Outro argumento contra a guarda local dos dados é que a medida não garante imunidade contra
ações de espionagem , já que cópias dos
dados poderão ficar em servidores fora do Brasil. Além disso, 90% do tráfego de dados do País passa
por cabos submarinos nos Estados Unidos , o que torna as informações sujeitas à interceptação.
Fora dos planos
Grandes empresas de
internet, como Google e Facebook, não possuem datacenters no Brasil. O Google
mantém 12 datacenters em todo o mundo, sendo seis nos Estados Unidos, três na
Europa e três na Ásia. No final de 2012, o Google anunciou a construção do seu
primeiro datacenter na América Latina. As instalações da empresa no Chile, que
exigirão investimentos da ordem de R$ 320 milhões (US$ 150 milhões), devem
estar prontas até o final deste ano.
Até o momento, o
Google não manifestou interesse em construir um datacenter no Brasil. Em nota,
a empresa afirmou que possível exigência no Marco Civil de que as empresas de
internet mantenham os dados de usuários brasileiros no Brasil “arrisca limitar
o acesso dos usuários brasileiros a serviços de empresas dos EUA e outros
países”.
O Facebook, rede
social mais popular do mundo com mais de 1,2 bilhão de usuários, não revela
quantos datacenters tem no mundo, mas não há nenhum na América Latina. “O
armazenamento de dados é um desafio enorme e essencialmente técnico. Uma
exigência como essa frustrará a inovação e criará barreiras desnecessárias para
empresas nascentes”, informou o Facebook, em comunicado.
Mercado em expansão
Apesar dos
entraves, o Brasil deve concentrar R$ 47 bilhões em investimentos para criação
de novos datacenters entre 2013 e 2017. Somente neste ano, segundo o estudo da
Frost & Sullivan, as empresas devem investir R$ 4,3 bilhões em hardware e
software, R$ 1,6 bilhão em energia e refrigeração, R$ 1,3 bilhão em espaço
físico e R$ 500 milhões em infraestrutura de telecomunicações.
Outra consultoria
de mercado, a IDC, também acredita que os investimentos no mercado de
datacenter se manterão em alta nos próximos anos. “É um mercado que deve
crescer acima de 10% em 2013 e se manter nessa taxa de crescimento nos próximos
anos”, diz Alexandre Campos, diretor de consultoria da IDC. Entre as empresas
que mantém datacenters de grande porte no Brasil estão Alog, HP, IBM e Tivit,
além das operadoras de serviços de telecomunicações.
Constituição da web
O Marco Civil da internet, em discussão há dois anos, estabelece os
direitos e deveres dos usuários da rede no Brasil e foi criado pela Secretaria
de Assuntos Legislativos do Ministério da Justiça em parceria com o Centro de
Tecnologia e Sociedade da Escola de Direito da Fundação Getulio Vargas (FGV).

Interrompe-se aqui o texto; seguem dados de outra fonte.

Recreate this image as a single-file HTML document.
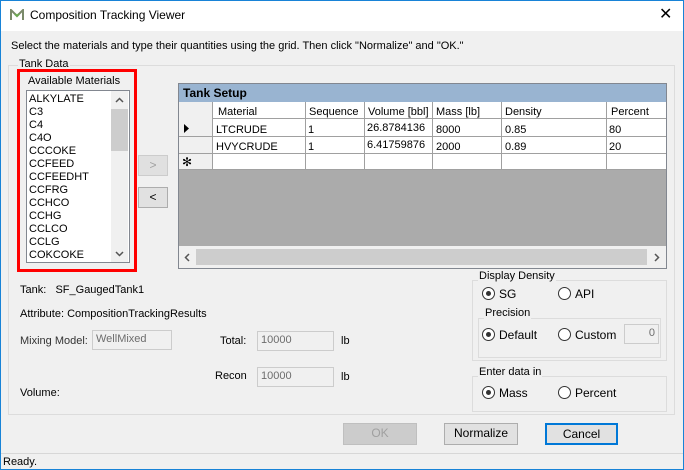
<!DOCTYPE html>
<html><head><style>
*{box-sizing:border-box}
body{margin:0;width:684px;height:470px;overflow:hidden;font-family:"Liberation Sans",sans-serif;font-size:11px;color:#000;background:#f0f0f0;position:relative}
.a{position:absolute}
.win{left:0;top:0;width:684px;height:470px;border:1px solid #1883d7}
.title{left:1px;top:1px;width:682px;height:30px;background:#fff}
.tb{border:1px solid #cccccc;background:#f0f0f0;color:#6d6d6d;padding:2px 3px;height:20px}
.btn{border:1px solid #adadad;background:#e1e1e1;text-align:center;line-height:19px;font-size:12px}
.grp{border:1px solid #dcdcdc}
.lbl{background:#f0f0f0;padding:0 1px}
.radio{width:13px;height:13px;border:1px solid #333;border-radius:50%;background:#fff}
.dot{width:5px;height:5px;border-radius:50%;background:#333;left:3px;top:3px}
</style></head><body>
<div class="a win"></div>
<div class="a title"></div>
<svg class="a" style="left:10px;top:9px" width="14" height="12"><path d="M1 11V1L7 7L13 1V11" stroke="#7a8a6a" stroke-width="2" fill="none"/><path d="M5 5L7 7L9 5" stroke="#6aa84f" stroke-width="2" fill="none"/></svg>
<div class="a" style="left:30px;top:8px;font-size:12px">Composition Tracking Viewer</div>
<div class="a" style="left:659px;top:4px;font-size:16px">✕</div>
<div class="a" style="left:11px;top:40px">Select the materials and type their quantities using the grid. Then click "Normalize" and "OK."</div>
<div class="a grp" style="left:8px;top:65px;width:667px;height:350px"></div>
<div class="a lbl" style="left:18px;top:58px">Tank Data</div>
<div class="a" style="left:17px;top:69px;width:120px;height:203px;border:3px solid #f00"></div>
<div class="a" style="left:28px;top:75px">Available Materials</div>
<div class="a" style="left:26px;top:90px;width:104px;height:173px;background:#fff;border:1px solid #828790"></div>
<div class="a" style="left:29px;top:93px;line-height:13px;font-size:11px">ALKYLATE<br>C3<br>C4<br>C4O<br>CCCOKE<br>CCFEED<br>CCFEEDHT<br>CCFRG<br>CCHCO<br>CCHG<br>CCLCO<br>CCLG<br>COKCOKE</div>
<div class="a" style="left:111px;top:91px;width:17px;height:171px;background:#f0f0f0"></div>
<div class="a" style="left:111px;top:109px;width:17px;height:42px;background:#cdcdcd"></div>
<svg class="a" style="left:115px;top:97px" width="9" height="6"><path d="M1 5L4.5 1.5L8 5" stroke="#555" stroke-width="1.5" fill="none"/></svg>
<svg class="a" style="left:115px;top:251px" width="9" height="6"><path d="M1 1L4.5 4.5L8 1" stroke="#555" stroke-width="1.5" fill="none"/></svg>
<div class="a btn" style="left:138px;top:155px;width:30px;height:21px;color:#a0a0a0;border-color:#ccc;background:#e0e0e0">&gt;</div>
<div class="a btn" style="left:138px;top:187px;width:30px;height:21px">&lt;</div>
<div class="a" style="left:178px;top:83px;width:489px;height:186px;border:1px solid #828790;background:#ababab"></div>
<div class="a" style="left:179px;top:84px;width:487px;height:18px;background:#99b4d1;font-weight:bold;font-size:12px;padding:2px 4px">Tank Setup</div>
<div class="a" style="left:179px;top:102px;width:487px;height:68px;background:#fff"></div>
<div class="a" style="left:179px;top:102px;width:487px;height:17px;background:#fff;border-bottom:1px solid #a0a0a0"></div>
<div class="a" style="left:179px;top:102px;width:34px;height:68px;background:#f0f0f0;border-right:1px solid #a0a0a0"></div>
<div class="a" style="left:179px;top:136px;width:487px;height:1px;background:#a0a0a0"></div>
<div class="a" style="left:179px;top:153px;width:487px;height:1px;background:#a0a0a0"></div>
<div class="a" style="left:179px;top:169px;width:487px;height:1px;background:#a0a0a0"></div>
<div class="a" style="left:305px;top:102px;width:1px;height:68px;background:#a0a0a0"></div>
<div class="a" style="left:364px;top:102px;width:1px;height:68px;background:#a0a0a0"></div>
<div class="a" style="left:432px;top:102px;width:1px;height:68px;background:#a0a0a0"></div>
<div class="a" style="left:501px;top:102px;width:1px;height:68px;background:#a0a0a0"></div>
<div class="a" style="left:606px;top:102px;width:1px;height:68px;background:#a0a0a0"></div>
<div class="a" style="left:0;top:104px;line-height:17px">
<span class="a" style="left:218px;top:0">Material</span><span class="a" style="left:309px">Sequence</span><span class="a" style="left:368px;white-space:nowrap">Volume [bbl]</span><span class="a" style="left:436px;white-space:nowrap">Mass [lb]</span><span class="a" style="left:505px">Density</span><span class="a" style="left:611px">Percent</span></div>
<div class="a" style="left:0;top:122px;font-size:11px">
<span class="a" style="left:216px;top:2px">LTCRUDE</span><span class="a" style="left:308px;top:2px">1</span><span class="a" style="left:367px;top:0">26.8784136</span><span class="a" style="left:436px;top:2px">8000</span><span class="a" style="left:505px;top:2px">0.85</span><span class="a" style="left:609px;top:2px">80</span>
<span class="a" style="left:216px;top:19px">HVYCRUDE</span><span class="a" style="left:308px;top:19px">1</span><span class="a" style="left:367px;top:17px">6.41759876</span><span class="a" style="left:436px;top:19px">2000</span><span class="a" style="left:505px;top:19px">0.89</span><span class="a" style="left:609px;top:19px">20</span></div>
<svg class="a" style="left:184px;top:124px" width="6" height="9"><path d="M0 0L5 4.5L0 9Z" fill="#000"/></svg>
<div class="a" style="left:182px;top:155px;font-size:12px">✻</div>
<div class="a" style="left:179px;top:246px;width:487px;height:22px;background:#f0f0f0"></div>
<div class="a" style="left:196px;top:249px;width:451px;height:16px;background:#cdcdcd"></div>
<svg class="a" style="left:184px;top:253px" width="6" height="9"><path d="M5 1L1.5 4.5L5 8" stroke="#555" stroke-width="1.5" fill="none"/></svg>
<svg class="a" style="left:654px;top:253px" width="6" height="9"><path d="M1 1L4.5 4.5L1 8" stroke="#555" stroke-width="1.5" fill="none"/></svg>
<div class="a" style="left:20px;top:284px">Tank: &nbsp; SF_GaugedTank1</div>
<div class="a" style="left:20px;top:308px">Attribute: CompositionTrackingResults</div>
<div class="a" style="left:20px;top:335px;color:#333">Mixing Model:</div>
<div class="a tb" style="left:92px;top:330px;width:80px">WellMixed</div>
<div class="a" style="left:220px;top:335px">Total:</div>
<div class="a tb" style="left:257px;top:331px;width:77px">10000</div>
<div class="a" style="left:341px;top:335px">lb</div>
<div class="a" style="left:215px;top:370px">Recon</div>
<div class="a tb" style="left:257px;top:367px;width:77px">10000</div>
<div class="a" style="left:341px;top:371px">lb</div>
<div class="a" style="left:20px;top:387px">Volume:</div>
<div class="a grp" style="left:472px;top:280px;width:195px;height:81px"></div>
<div class="a lbl" style="left:478px;top:270px">Display Density</div>
<div class="a radio" style="left:482px;top:287px"><div class="a dot"></div></div><div class="a" style="left:499px;top:287px;font-size:12px">SG</div>
<div class="a radio" style="left:558px;top:287px"></div><div class="a" style="left:575px;top:287px;font-size:12px">API</div>
<div class="a grp" style="left:478px;top:318px;width:183px;height:40px"></div>
<div class="a lbl" style="left:484px;top:307px">Precision</div>
<div class="a radio" style="left:482px;top:328px"><div class="a dot"></div></div><div class="a" style="left:499px;top:328px;font-size:12px">Default</div>
<div class="a radio" style="left:558px;top:328px"></div><div class="a" style="left:575px;top:328px;font-size:12px">Custom</div>
<div class="a tb" style="left:624px;top:324px;width:35px;text-align:right">0</div>
<div class="a grp" style="left:472px;top:376px;width:195px;height:36px"></div>
<div class="a lbl" style="left:478px;top:366px">Enter data in</div>
<div class="a radio" style="left:482px;top:386px"><div class="a dot"></div></div><div class="a" style="left:499px;top:386px;font-size:12px">Mass</div>
<div class="a radio" style="left:558px;top:386px"></div><div class="a" style="left:575px;top:386px;font-size:12px">Percent</div>
<div class="a btn" style="left:343px;top:423px;width:74px;height:22px;color:#a0a0a0;border-color:#bfbfbf;background:#cccccc">OK</div>
<div class="a btn" style="left:444px;top:423px;width:74px;height:22px">Normalize</div>
<div class="a btn" style="left:545px;top:423px;width:73px;height:22px;border:2px solid #0078d7">Cancel</div>
<div class="a" style="left:1px;top:453px;width:682px;height:1px;background:#d7d7d7"></div>
<div class="a" style="left:3px;top:456px">Ready.</div>
</body></html>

Além da proteção à privacidade dos internautas, ele define regras para outros
temas polêmicos, como liberdade de expressão na web e garantia da neutralidade da rede .
Além do Brasil, a
exigência de armazenamento local de dados também é discutida em outros países,
porém para tipos específicos de dados pessoais dos internautas. De acordo com o
Comitê Gestor da Internet (CGI), a Austrália tem projetos para exigência de
armazenamento de dados de saúde localmente e a Coreia do Sul exige o
armazenamento de dados de transações financeiras no território coreano”.